浴室と便所の造り方、今昔

2021年7月30日 更新

浅野覚

大阪本店

 今から35年くらい前に木造戸建住宅の浴室に、システムバスが採用され始めました。

それまでの浴室の造り方といえば、基礎は浴室廻りを、コンクリートやブロックで1m高くして、床には土を入れてコンクリートを打ちタイル張り、壁もモルタル(セメントと砂を水で練ったもの)を、塗りタイルを張った仕上げが主流でした。それでも土台や床の仕上げに水が廻り腐っていました。浴室のリフォームを考える、きっかけに、なっていたのは確かな事でした。水分が有ることでシロアリが発生している現場も数々ありました。ひどい時には土台や柱、床板などがほぼ食害にあっていました。

 

 現在の木造戸建住宅では浴室には、ほとんどシステムバスが組み込まれタイルはりの浴室は造る事がなくなりました。その理由は、浴室廻りの基礎を高くしなくて良い事、床下に土を入れなくて良いので通風が確保でき、又木部に水が廻る心配がほとんど無いので水による腐れやシロアリの食害を心配しなくて良くなりました。

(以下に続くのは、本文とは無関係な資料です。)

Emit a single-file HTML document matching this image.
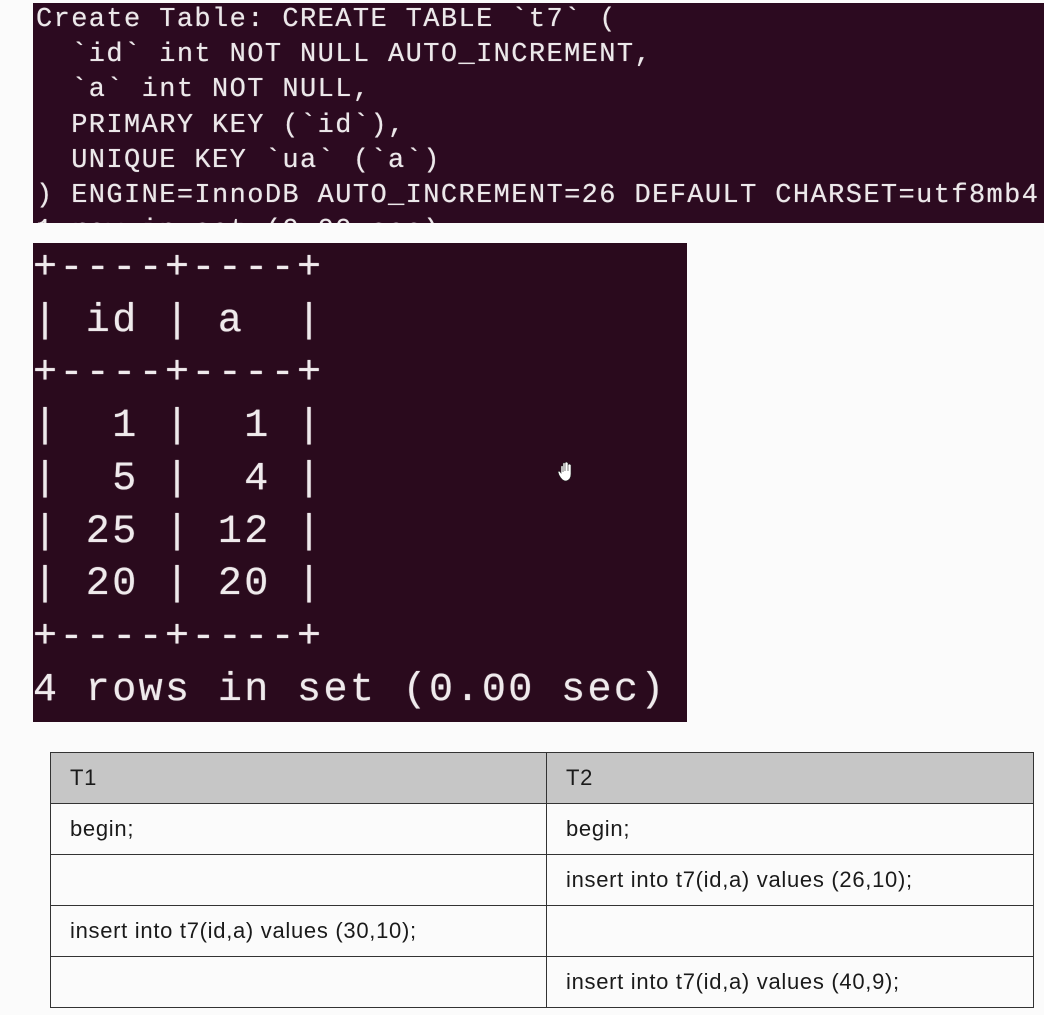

 システムバスも、どんどん進化して行き、取り扱いメーカーも数多くなり内部のデザインや組み込まれている機能も多種多様で、充分希望を満たせる商品に育ったと思います。

私は、新商品を住宅にお勧めするのは、かなり慎重な方で発売から最低3年ほどクレームが無い事や、世に認められず消えてゆく商品を一生物の住宅に組み込む事を、ためらうからです。システムバスは良い商品だと思っています。

 昔の便所について考えると、小便器は壁に、和風大便器が床と同じ高さに造られ、しゃがんで用を足すのが一般的でした。床や壁は汚れやすく水を流して掃除が出来るように、タイル張りで造っていました。浴室と同じような理由で水腐れやシロアリの食害による被害が多い箇所でした。

生活スタイルが変わり洋便器の利用が一般的になり、和風便器が住宅の中から消えていきました。それと供に便所の造り方も変化していきました。便所の床や壁を水洗いする事も無くなり、床や壁にタイルを張る必要もありません。浴室と同じように土を入れる必要も無く水による腐れやシロアリの食害も心配することが無くなりました。

新しい商品の出現や、生活スタイルの変化で住宅の造り方は、変化していきます。今は新型コロナの対策で、住宅の間取りが変化わっていく時期だと思います。